▸ **TASK PROMPT**:
Exactly repeat the full listing that follows.

▸ **RECORD EXTRACTS**:
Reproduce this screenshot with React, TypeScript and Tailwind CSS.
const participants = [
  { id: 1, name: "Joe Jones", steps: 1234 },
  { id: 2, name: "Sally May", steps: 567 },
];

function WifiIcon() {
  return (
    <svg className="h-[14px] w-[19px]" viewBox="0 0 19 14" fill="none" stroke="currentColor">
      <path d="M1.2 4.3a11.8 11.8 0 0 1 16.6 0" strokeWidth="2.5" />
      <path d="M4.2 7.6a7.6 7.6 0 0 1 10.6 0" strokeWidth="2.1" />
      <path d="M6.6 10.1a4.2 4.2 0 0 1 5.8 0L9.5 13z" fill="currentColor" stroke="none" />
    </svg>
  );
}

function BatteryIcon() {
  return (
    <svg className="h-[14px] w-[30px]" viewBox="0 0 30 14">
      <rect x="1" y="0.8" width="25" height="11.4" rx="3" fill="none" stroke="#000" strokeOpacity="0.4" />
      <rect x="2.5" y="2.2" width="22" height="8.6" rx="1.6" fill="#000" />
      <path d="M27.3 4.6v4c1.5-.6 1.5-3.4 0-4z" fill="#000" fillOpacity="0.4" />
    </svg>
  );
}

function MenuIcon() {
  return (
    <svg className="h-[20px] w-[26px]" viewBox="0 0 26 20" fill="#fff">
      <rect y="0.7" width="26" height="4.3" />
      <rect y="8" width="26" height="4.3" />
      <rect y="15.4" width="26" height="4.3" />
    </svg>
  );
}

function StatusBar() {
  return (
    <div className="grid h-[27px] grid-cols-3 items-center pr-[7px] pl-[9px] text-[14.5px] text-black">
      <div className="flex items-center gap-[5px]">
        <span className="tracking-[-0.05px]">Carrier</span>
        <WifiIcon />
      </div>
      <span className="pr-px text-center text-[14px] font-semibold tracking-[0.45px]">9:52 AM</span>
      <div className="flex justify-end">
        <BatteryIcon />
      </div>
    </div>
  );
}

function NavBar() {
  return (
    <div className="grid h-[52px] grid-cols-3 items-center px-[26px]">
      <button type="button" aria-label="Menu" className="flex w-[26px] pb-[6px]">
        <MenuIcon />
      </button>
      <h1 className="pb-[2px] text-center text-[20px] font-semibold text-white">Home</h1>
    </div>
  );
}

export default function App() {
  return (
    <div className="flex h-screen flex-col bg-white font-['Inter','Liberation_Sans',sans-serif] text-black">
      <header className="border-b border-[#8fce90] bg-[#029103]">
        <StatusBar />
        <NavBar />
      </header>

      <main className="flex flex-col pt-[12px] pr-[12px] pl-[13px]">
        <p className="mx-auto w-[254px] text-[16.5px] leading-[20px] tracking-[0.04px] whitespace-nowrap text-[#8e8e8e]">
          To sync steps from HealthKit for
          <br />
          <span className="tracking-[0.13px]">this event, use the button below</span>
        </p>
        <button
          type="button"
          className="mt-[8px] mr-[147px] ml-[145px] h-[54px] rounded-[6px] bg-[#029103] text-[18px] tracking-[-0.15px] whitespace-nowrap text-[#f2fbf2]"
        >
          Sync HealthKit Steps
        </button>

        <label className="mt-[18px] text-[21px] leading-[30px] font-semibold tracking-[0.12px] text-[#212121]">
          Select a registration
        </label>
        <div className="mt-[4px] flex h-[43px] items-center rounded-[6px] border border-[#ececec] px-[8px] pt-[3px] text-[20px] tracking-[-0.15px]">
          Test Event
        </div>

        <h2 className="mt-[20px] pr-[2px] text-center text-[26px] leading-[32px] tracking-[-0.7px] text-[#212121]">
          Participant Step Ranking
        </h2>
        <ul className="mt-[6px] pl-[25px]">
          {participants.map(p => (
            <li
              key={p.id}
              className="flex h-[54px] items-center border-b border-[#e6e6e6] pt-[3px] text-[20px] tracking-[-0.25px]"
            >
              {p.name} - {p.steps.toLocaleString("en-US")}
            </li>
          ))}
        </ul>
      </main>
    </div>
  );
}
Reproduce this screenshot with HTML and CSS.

▸ **SOLUTION TO THIS TASK**:
Reproduce this screenshot with React, TypeScript and Tailwind CSS.
const participants = [
  { id: 1, name: "Joe Jones", steps: 1234 },
  { id: 2, name: "Sally May", steps: 567 },
];

function WifiIcon() {
  return (
    <svg className="h-[14px] w-[19px]" viewBox="0 0 19 14" fill="none" stroke="currentColor">
      <path d="M1.2 4.3a11.8 11.8 0 0 1 16.6 0" strokeWidth="2.5" />
      <path d="M4.2 7.6a7.6 7.6 0 0 1 10.6 0" strokeWidth="2.1" />
      <path d="M6.6 10.1a4.2 4.2 0 0 1 5.8 0L9.5 13z" fill="currentColor" stroke="none" />
    </svg>
  );
}

function BatteryIcon() {
  return (
    <svg className="h-[14px] w-[30px]" viewBox="0 0 30 14">
      <rect x="1" y="0.8" width="25" height="11.4" rx="3" fill="none" stroke="#000" strokeOpacity="0.4" />
      <rect x="2.5" y="2.2" width="22" height="8.6" rx="1.6" fill="#000" />
      <path d="M27.3 4.6v4c1.5-.6 1.5-3.4 0-4z" fill="#000" fillOpacity="0.4" />
    </svg>
  );
}

function MenuIcon() {
  return (
    <svg className="h-[20px] w-[26px]" viewBox="0 0 26 20" fill="#fff">
      <rect y="0.7" width="26" height="4.3" />
      <rect y="8" width="26" height="4.3" />
      <rect y="15.4" width="26" height="4.3" />
    </svg>
  );
}

function StatusBar() {
  return (
    <div className="grid h-[27px] grid-cols-3 items-center pr-[7px] pl-[9px] text-[14.5px] text-black">
      <div className="flex items-center gap-[5px]">
        <span className="tracking-[-0.05px]">Carrier</span>
        <WifiIcon />
      </div>
      <span className="pr-px text-center text-[14px] font-semibold tracking-[0.45px]">9:52 AM</span>
      <div className="flex justify-end">
        <BatteryIcon />
      </div>
    </div>
  );
}

function NavBar() {
  return (
    <div className="grid h-[52px] grid-cols-3 items-center px-[26px]">
      <button type="button" aria-label="Menu" className="flex w-[26px] pb-[6px]">
        <MenuIcon />
      </button>
      <h1 className="pb-[2px] text-center text-[20px] font-semibold text-white">Home</h1>
    </div>
  );
}

export default function App() {
  return (
    <div className="flex h-screen flex-col bg-white font-['Inter','Liberation_Sans',sans-serif] text-black">
      <header className="border-b border-[#8fce90] bg-[#029103]">
        <StatusBar />
        <NavBar />
      </header>

      <main className="flex flex-col pt-[12px] pr-[12px] pl-[13px]">
        <p className="mx-auto w-[254px] text-[16.5px] leading-[20px] tracking-[0.04px] whitespace-nowrap text-[#8e8e8e]">
          To sync steps from HealthKit for
          <br />
          <span className="tracking-[0.13px]">this event, use the button below</span>
        </p>
        <button
          type="button"
          className="mt-[8px] mr-[147px] ml-[145px] h-[54px] rounded-[6px] bg-[#029103] text-[18px] tracking-[-0.15px] whitespace-nowrap text-[#f2fbf2]"
        >
          Sync HealthKit Steps
        </button>

        <label className="mt-[18px] text-[21px] leading-[30px] font-semibold tracking-[0.12px] text-[#212121]">
          Select a registration
        </label>
        <div className="mt-[4px] flex h-[43px] items-center rounded-[6px] border border-[#ececec] px-[8px] pt-[3px] text-[20px] tracking-[-0.15px]">
          Test Event
        </div>

        <h2 className="mt-[20px] pr-[2px] text-center text-[26px] leading-[32px] tracking-[-0.7px] text-[#212121]">
          Participant Step Ranking
        </h2>
        <ul className="mt-[6px] pl-[25px]">
          {participants.map(p => (
            <li
              key={p.id}
              className="flex h-[54px] items-center border-b border-[#e6e6e6] pt-[3px] text-[20px] tracking-[-0.25px]"
            >
              {p.name} - {p.steps.toLocaleString("en-US")}
            </li>
          ))}
        </ul>
      </main>
    </div>
  );
}
Reproduce this screenshot with HTML and CSS.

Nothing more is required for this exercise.